The sets A, B, C, D are bicyclic semigroups, E is an infinite cyclic semigroup and the subsemigroup D ∪ E is a nonregular semigroup.

=== Idempotent elements ===
The set of idempotents of Sp_{4}, is {a_{n}, b_{n}, c_{n}, d_{n} : n = 0, 1, 2, ...} where, a_{0} = a, b_{0} = b, c_{0} = c, d_{0} = d, and for n = 0, 1, 2, ....,
 a_{n+1} = a(ca)^{n}(db)^{n}d
 b_{n+1} = a(ca)^{n}(db)^{n+1}
 c_{n+1} = (ca)^{n+1}(db)^{n+1}
 d_{n+1} = (ca)^{n+1}(db)^{n+l}d

The sets of idempotents in the subsemigroups A, B, C, D (there are no idempotents in the subsemigroup E) are respectively:

 E_{A} = { a_{n} : n = 0,1,2, ... }
 E_{B} = { b_{n} : n = 0,1,2, ... }
 E_{C} = { c_{n} : n = 0,1,2, ... }
 E_{D} = { d_{n} : n = 0,1,2, ... }

==Four-spiral semigroup as a Rees-matrix semigroup==

Let S be the set of all quadruples (r, x, y, s) where r, s, ∈ { 0, 1 } and x and y are nonnegative integers and define a binary operation in S by

$$(r, x, y, s) * (t, z, w, u) =
\begin{cases}
(r, x-y + \max(y , z + 1), \max(y - 1, z) - z + w, u) & \text{if } s = 0, t = 1\\
(r, x - y+ \max(y, z), \max(y, z) - z + w, u)&\text{otherwise.}
\end{cases}$$

The set S with this operation is a Rees matrix semigroup over the bicyclic semigroup, and the four-spiral semigroup Sp_{4} is isomorphic to S.

==Properties==
- By definition itself, the four-spiral semigroup is an idempotent generated semigroup (Sp_{4} is generated by the four idempotents a, b. c, d.)
- The four-spiral semigroup is a fundamental semigroup, that is, the only congruence on Sp_{4} which is contained in the Green's relation H in Sp_{4} is the equality relation.

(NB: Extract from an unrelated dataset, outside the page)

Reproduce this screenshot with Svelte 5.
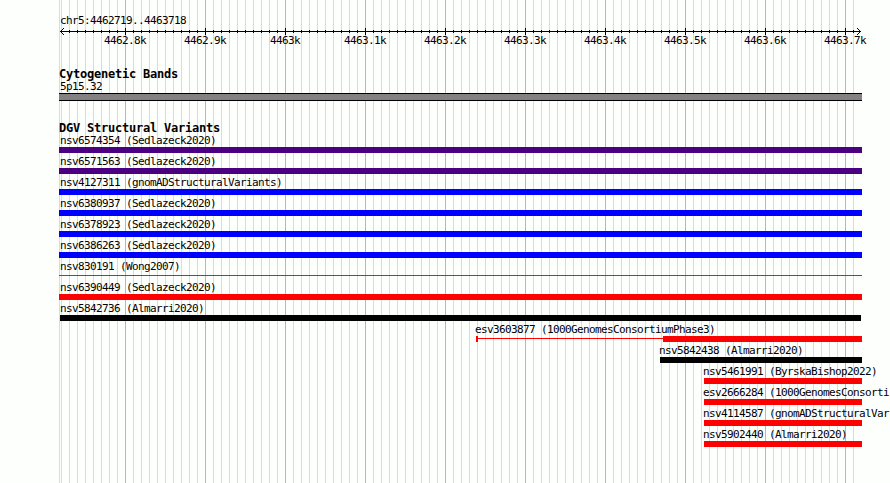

==Double four-spiral semigroup==

The fundamental double four-spiral semigroup, denoted by DSp_{4}, is the semigroup generated by five elements a, b, c, d, e satisfying the following conditions:

- a^{2} = a, b^{2} = b, c^{2} = c, d^{2} = d, e^{2} = e
- ab = b, ba = a, bc = b, cb = c, cd = d, dc = c, de = d, ed = e
- ae = e, ea = e

The first set of conditions imply that the elements a, b, c, d, e are idempotents. The second set of conditions state the Green's relations among these idempotents, namely, a R b L c R d L e. The two conditions in the third set imply that e ω a where ω is the biorder relation defined as ω = ω^{l} ∩ ω^{r}.